一行は一之池を参拝し、お題目を唱えながら下山を果たしました。
ご先祖様に感謝をこめて
秋のお彼岸法要
9月19日(木)午後2時より、本殿において菅野日彰貫首大導師のもと池上奉賛会秋季彼岸会法要が営まれました。法要中、菅野貫首が各家のお位牌を祀る常経殿を参拝し、各霊位にご回向を捧げました。また9月22日(日)に檀信徒各家先祖代々追善法要が営まれ、午前11時より木内隆志執事長導師のもと、午後2時より菅野貫首大導師のもとご供養が捧げられました。法要中、副導師による卒塔婆の灑水供養が行われ、浄水にて塔婆が清められました。
法要後、菅野貫首は日蓮聖人のお言葉を引用し「私たちの心が汚れれば、周囲が汚く見えるが、私たちの心が清らかであれば周囲もまたそう見えます。私たちの心の鏡をお題目で磨いていけば、心が静かになっていきますよ」と法話されました。
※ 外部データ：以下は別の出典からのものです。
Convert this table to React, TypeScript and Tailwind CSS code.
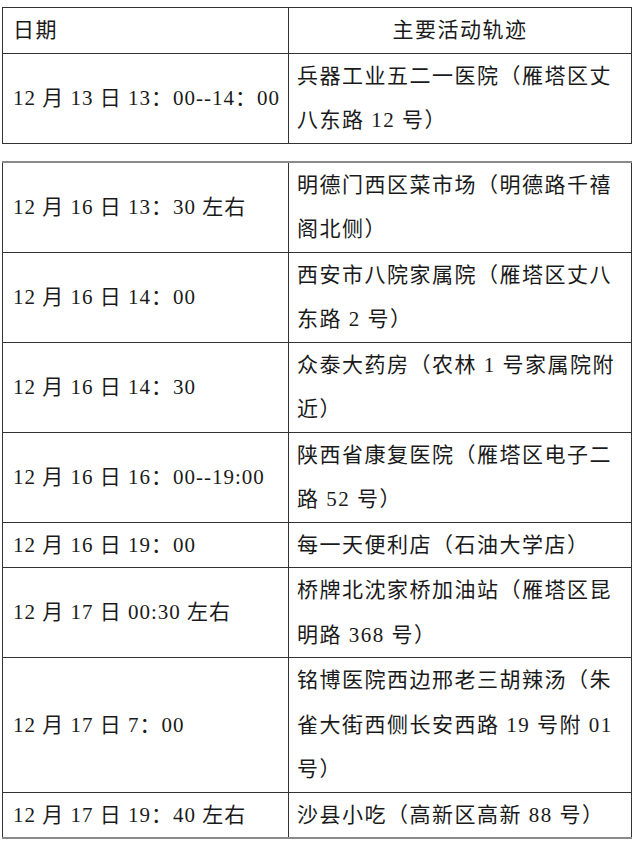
const firstRows = [
  {
    date: "12 月 13 日 13：00--14：00",
    place: ["兵器工业五二一医院（雁塔区丈", "八东路 12 号）"],
  },
];

const secondRows = [
  {
    date: "12 月 16 日 13：30 左右",
    place: ["明德门西区菜市场（明德路千禧", "阁北侧）"],
  },
  {
    date: "12 月 16 日 14：00",
    place: ["西安市八院家属院（雁塔区丈八", "东路 2 号）"],
  },
  {
    date: "12 月 16 日 14：30",
    place: ["众泰大药房（农林 1 号家属院附", "近）"],
  },
  {
    date: "12 月 16 日 16：00--19:00",
    place: ["陕西省康复医院（雁塔区电子二", "路 52 号）"],
  },
  {
    date: "12 月 16 日 19：00",
    place: ["每一天便利店（石油大学店）"],
  },
  {
    date: "12 月 17 日 00:30 左右",
    place: ["桥牌北沈家桥加油站（雁塔区昆", "明路 368 号）"],
  },
  {
    date: "12 月 17 日 7：00",
    place: ["铭博医院西边邢老三胡辣汤（朱", "雀大街西侧长安西路 19 号附 01", "号）"],
  },
  {
    date: "12 月 17 日 19：40 左右",
    place: ["沙县小吃（高新区高新 88 号）"],
  },
];

type Row = { date: string; place: string[] };

function Rows({ rows }: { rows: Row[] }) {
  return (
    <>
      {rows.map((r) => (
        <tr key={r.date}>
          <td className="w-[286px] border border-[#333] pl-[10px] align-middle whitespace-nowrap tracking-[1px]">
            {r.date}
          </td>
          <td className="border border-[#333] pl-[8px] align-middle tracking-[1.5px]">
            {r.place.map((line) => (
              <div key={line} className="whitespace-nowrap">
                {line}
              </div>
            ))}
          </td>
        </tr>
      ))}
    </>
  );
}

export default function App() {
  return (
    <div className="min-h-[843px] bg-white pl-[2px] pt-[7px] font-['Liberation_Serif','Noto_Sans_CJK_SC',serif] text-[21px] leading-[44.5px] text-[#1a1a1a]">
      <table className="w-[630px] table-fixed border-collapse">
        <tbody>
          <tr>
            <td className="w-[286px] border border-[#333] pl-[10px] tracking-[1.5px]">日期</td>
            <td className="border border-[#333] text-center tracking-[1.5px]">主要活动轨迹</td>
          </tr>
          <Rows rows={firstRows} />
        </tbody>
      </table>

      <div className="h-[17px]" />

      <table className="w-[630px] table-fixed border-collapse border-y-2 border-[#8a8a8a]">
        <tbody>
          <Rows rows={secondRows} />
        </tbody>
      </table>
    </div>
  );
}
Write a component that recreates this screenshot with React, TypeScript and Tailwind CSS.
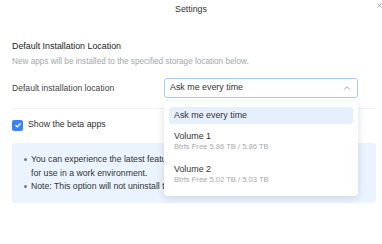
import { ChevronUp } from 'lucide-react';

const volumes = [
    { name: 'Volume 1', info: 'Btrfs Free 5.86 TB / 5.86 TB' },
    { name: 'Volume 2', info: 'Btrfs Free 5.02 TB / 5.03 TB' },
];

export default function App() {
    return (
        <div className="relative h-[244px] w-[382px] overflow-hidden bg-white font-['Liberation_Sans',Arial,sans-serif] text-[#333]">
            <div className="flex h-[20px] items-center justify-center text-[8.8px] text-[#333]">Settings</div>
            <button className="absolute right-[0px] top-[2px] flex h-[6px] w-[6px] items-center justify-center">
                <svg width="5" height="5" viewBox="0 0 5 5" stroke="#9a9a9a" strokeWidth="0.8">
                    <path d="M0.5 0.5 L4.5 4.5 M4.5 0.5 L0.5 4.5" />
                </svg>
            </button>

            <div className="pl-[12px] pr-[6px]">
                <h2 className="mt-[20px] text-[8.9px] font-medium leading-[12px] text-[#222]">
                    Default Installation Location
                </h2>
                <p className="mt-[4px] text-[8.2px] leading-[12px] text-[#a3a7ad]">
                    New apps will be installed to the specified storage location below.
                </p>

                <div className="mt-[10px] flex items-center">
                    <span className="w-[152px] text-[8.6px] text-[#444]">Default installation location</span>
                    <div className="flex h-[20px] w-[194px] items-center justify-between rounded-[3px] border border-[#a9cbfa] pl-[5px] pr-[5px] text-[8.9px] text-[#333]">
                        <span>Ask me every time</span>
                        <ChevronUp size={10} strokeWidth={1.6} className="text-[#777]" />
                    </div>
                </div>

                <div className="mt-[10px] border-t border-[#f2f2f2]" />

                <label className="mt-[10px] flex h-[12px] items-center gap-[5px]">
                    <span className="flex h-[11px] w-[11px] items-center justify-center rounded-[2px] bg-[#3a84f5]">
                        <svg width="8" height="8" viewBox="0 0 8 8" fill="none" stroke="white" strokeWidth="1.3">
                            <path d="M1.5 4.2 L3.3 5.9 L6.6 2.2" />
                        </svg>
                    </span>
                    <span className="text-[8.8px] text-[#333]">Show the beta apps</span>
                </label>

                <div className="mt-[12px] h-[60px] rounded-[3px] bg-[#eaf3fe] pl-[12px] pr-[8px] pt-[10px] text-[8.7px] leading-[13.5px] text-[#333]">
                    <div className="flex">
                        <span className="mr-[4px] mt-[5px] h-[3px] w-[3px] shrink-0 rounded-full bg-[#777]" />
                        <span>
                            You can experience the latest features of beta apps, but they may not be stable
                            <br />
                            for use in a work environment.
                        </span>
                    </div>
                    <div className="flex">
                        <span className="mr-[4px] mt-[5px] h-[3px] w-[3px] shrink-0 rounded-full bg-[#777]" />
                        <span>Note: This option will not uninstall the beta apps already installed.</span>
                    </div>
                </div>
            </div>

            <div className="absolute left-[164px] top-[102px] w-[194px] rounded-[4px] bg-white p-[5px] shadow-[0_2px_8px_rgba(0,0,0,0.13)]">
                <div className="flex h-[17px] items-center rounded-[3px] bg-[#e6f0fd] px-[5px] text-[8.9px] text-[#333]">
                    Ask me every time
                </div>
                {volumes.map((v) => (
                    <div key={v.name} className="h-[33.6px] px-[5px] pt-[5.5px]">
                        <div className="text-[8.9px] leading-[12px] text-[#333]">{v.name}</div>
                        <div className="mt-[-1px] text-[7.6px] leading-[12px] text-[#a6a9ae]">{v.info}</div>
                    </div>
                ))}
            </div>
        </div>
    );
}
法要後、宇澤淨進法務部執事導師のもと池上廟へ参拝し、法味を言上しました。参列者は線香を手向け、一心に手を合わせていました。
日樹聖人墓所
石造りの五重塔再建
長野県飯田市にある池上本門寺復歴第十六世長遠院日樹聖人墓所において、石造りの五重塔が再建され、9月4日に開眼法要が営まれました。
日樹聖人は江戸幕府の不受不施派弾圧により飯田へ流罪となります。昭和6年に池上第七十四世酒井日慎貫首の代で復歴して以来、本門寺貫首による墓所への参拝が続けられています。
石造りの五重塔は江戸から明治時代頃の建立とみられ、本年7月上旬に経年劣化で破損、日樹聖人墓所を守る池上古跡保存会が再建に尽力しました。開眼法要では飯田市・長源寺の早川大地上人を導師に、池上古跡保存会の会員十一名が参列しました。信州伊那に伝わる法華経信仰の源流たる日樹聖人の御遺徳を伝える機会となりました。